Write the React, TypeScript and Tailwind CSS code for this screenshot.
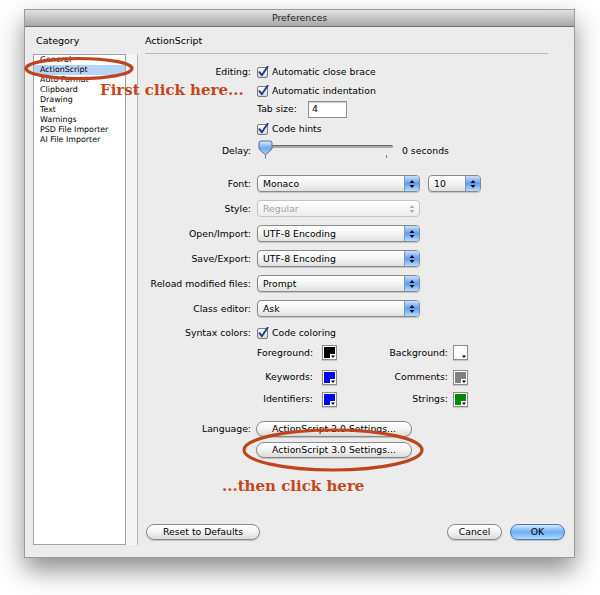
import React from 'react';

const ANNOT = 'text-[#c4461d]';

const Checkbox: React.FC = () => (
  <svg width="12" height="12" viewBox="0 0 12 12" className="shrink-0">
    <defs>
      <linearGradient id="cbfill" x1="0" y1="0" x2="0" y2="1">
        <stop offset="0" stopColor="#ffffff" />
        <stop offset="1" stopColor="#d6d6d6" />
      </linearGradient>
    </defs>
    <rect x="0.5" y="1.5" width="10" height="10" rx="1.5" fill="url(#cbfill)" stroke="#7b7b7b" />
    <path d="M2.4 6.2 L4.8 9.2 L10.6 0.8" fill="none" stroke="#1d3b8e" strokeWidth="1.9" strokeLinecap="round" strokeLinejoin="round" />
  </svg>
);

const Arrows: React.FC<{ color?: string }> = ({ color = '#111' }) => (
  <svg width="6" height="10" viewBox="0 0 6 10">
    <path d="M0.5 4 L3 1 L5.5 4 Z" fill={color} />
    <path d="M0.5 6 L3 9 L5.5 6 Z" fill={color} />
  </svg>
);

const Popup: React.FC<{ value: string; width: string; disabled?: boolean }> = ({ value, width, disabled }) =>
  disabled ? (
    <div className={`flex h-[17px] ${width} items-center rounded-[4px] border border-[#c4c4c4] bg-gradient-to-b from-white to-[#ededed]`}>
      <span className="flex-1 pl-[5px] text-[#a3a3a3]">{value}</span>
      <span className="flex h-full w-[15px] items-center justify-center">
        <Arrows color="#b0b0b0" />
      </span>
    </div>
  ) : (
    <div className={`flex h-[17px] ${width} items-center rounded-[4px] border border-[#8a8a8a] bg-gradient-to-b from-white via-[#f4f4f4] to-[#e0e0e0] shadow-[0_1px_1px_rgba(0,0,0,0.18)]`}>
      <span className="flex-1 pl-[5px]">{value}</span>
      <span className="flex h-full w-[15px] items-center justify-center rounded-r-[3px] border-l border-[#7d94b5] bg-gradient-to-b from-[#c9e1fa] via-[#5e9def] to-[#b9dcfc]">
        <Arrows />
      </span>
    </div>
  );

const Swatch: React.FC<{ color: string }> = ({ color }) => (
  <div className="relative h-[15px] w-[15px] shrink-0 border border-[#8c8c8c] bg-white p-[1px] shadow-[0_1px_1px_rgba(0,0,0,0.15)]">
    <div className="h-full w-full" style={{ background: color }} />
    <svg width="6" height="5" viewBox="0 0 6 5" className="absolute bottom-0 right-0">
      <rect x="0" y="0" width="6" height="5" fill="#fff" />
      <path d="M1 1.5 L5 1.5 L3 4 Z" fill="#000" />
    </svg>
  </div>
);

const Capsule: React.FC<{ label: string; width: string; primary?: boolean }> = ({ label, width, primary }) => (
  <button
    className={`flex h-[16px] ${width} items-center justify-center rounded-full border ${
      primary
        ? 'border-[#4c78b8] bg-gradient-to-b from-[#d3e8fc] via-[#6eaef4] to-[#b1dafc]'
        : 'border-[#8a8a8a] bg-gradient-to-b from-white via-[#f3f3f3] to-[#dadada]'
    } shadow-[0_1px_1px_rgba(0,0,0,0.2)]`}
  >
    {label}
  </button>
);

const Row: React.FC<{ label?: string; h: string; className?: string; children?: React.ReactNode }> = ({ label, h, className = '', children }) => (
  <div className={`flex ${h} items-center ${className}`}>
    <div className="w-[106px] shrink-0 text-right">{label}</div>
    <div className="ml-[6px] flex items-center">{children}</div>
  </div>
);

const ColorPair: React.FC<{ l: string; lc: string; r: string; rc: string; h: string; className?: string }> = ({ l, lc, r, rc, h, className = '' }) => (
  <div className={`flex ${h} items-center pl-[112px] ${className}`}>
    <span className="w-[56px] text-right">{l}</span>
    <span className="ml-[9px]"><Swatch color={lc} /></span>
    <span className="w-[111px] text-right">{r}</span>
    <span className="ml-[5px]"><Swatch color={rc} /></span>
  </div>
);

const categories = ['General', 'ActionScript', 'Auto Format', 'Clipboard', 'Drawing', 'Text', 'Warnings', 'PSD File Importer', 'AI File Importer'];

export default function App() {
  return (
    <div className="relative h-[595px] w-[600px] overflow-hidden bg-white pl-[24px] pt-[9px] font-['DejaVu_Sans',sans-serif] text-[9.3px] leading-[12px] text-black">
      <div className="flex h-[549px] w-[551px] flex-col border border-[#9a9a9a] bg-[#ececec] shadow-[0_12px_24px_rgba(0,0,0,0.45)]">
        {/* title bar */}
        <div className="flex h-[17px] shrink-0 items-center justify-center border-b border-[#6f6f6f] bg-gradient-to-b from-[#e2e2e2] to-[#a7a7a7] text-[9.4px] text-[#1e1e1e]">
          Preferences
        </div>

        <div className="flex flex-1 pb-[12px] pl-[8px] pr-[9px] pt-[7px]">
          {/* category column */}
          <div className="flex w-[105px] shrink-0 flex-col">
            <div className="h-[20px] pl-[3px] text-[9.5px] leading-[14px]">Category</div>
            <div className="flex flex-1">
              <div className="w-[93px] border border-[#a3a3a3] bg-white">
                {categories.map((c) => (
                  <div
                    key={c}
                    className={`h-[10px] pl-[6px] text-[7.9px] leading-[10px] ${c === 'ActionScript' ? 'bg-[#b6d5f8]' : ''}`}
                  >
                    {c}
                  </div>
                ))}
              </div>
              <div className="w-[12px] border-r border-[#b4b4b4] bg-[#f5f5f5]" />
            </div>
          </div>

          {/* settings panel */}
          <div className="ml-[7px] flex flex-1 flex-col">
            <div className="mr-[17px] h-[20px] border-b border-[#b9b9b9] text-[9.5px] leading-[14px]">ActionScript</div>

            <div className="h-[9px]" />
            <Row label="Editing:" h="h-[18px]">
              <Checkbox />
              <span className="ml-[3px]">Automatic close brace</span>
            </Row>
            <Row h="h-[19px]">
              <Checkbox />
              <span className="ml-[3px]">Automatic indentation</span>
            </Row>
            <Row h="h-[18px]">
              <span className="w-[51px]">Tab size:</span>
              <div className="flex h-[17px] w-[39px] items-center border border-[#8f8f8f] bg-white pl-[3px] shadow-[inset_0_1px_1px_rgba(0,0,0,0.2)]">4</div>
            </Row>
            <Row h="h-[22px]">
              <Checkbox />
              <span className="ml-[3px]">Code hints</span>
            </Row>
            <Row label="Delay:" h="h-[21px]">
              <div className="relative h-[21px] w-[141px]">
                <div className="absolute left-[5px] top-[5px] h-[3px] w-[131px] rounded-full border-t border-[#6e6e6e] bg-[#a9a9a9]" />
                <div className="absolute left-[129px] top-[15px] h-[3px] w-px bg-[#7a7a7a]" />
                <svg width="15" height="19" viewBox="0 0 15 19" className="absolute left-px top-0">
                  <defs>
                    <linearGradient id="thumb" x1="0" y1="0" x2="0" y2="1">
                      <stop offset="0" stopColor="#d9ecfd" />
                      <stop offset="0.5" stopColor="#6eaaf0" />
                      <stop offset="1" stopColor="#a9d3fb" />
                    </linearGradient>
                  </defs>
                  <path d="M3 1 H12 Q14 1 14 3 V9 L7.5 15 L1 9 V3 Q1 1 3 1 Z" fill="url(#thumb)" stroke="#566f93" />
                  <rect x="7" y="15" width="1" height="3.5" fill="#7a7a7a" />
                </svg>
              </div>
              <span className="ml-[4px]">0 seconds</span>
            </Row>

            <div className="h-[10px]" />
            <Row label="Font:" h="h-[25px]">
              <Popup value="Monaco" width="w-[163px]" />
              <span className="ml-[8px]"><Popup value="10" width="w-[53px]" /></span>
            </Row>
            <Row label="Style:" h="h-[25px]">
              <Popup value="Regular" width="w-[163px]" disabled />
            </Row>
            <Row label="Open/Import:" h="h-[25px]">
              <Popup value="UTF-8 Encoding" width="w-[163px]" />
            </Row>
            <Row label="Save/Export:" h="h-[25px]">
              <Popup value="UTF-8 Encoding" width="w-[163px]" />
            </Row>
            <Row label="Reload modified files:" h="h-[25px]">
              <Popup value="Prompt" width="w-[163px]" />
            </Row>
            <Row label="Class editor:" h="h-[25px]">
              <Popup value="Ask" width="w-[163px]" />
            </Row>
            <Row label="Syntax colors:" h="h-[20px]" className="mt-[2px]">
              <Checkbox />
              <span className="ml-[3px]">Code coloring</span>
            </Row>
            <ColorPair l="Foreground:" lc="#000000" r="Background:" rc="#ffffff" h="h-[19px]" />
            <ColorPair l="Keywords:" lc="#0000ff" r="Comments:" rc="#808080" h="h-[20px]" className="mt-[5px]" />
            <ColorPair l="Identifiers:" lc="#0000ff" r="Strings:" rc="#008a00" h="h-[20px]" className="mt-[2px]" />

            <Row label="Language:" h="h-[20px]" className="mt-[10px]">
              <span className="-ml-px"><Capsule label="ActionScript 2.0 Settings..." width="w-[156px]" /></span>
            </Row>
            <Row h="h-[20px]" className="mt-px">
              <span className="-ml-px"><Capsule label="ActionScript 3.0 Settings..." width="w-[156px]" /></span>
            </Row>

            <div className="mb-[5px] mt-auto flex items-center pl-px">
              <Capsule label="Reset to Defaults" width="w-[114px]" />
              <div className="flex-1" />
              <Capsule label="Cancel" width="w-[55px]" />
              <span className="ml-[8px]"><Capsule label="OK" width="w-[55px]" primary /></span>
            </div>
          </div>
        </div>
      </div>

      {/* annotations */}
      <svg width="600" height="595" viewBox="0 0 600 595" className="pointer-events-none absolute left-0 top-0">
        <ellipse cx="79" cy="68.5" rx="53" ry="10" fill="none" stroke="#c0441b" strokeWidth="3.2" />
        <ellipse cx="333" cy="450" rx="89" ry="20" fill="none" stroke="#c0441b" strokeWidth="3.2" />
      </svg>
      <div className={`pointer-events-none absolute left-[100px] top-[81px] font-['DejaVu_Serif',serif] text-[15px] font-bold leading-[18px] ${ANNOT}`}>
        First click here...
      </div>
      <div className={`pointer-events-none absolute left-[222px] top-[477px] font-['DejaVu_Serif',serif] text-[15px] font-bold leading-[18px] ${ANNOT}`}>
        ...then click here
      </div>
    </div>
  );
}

------------------------------------------------

- **PROBLEM STATEMENT**
Leave out the pictures and repeat the lines from the start of the material through the line with "const ANNOT = 'text-[#c4461d]';", inclusive.

- **ANSWER TO THIS TASK**
Write the React, TypeScript and Tailwind CSS code for this screenshot.
import React from 'react';

const ANNOT = 'text-[#c4461d]';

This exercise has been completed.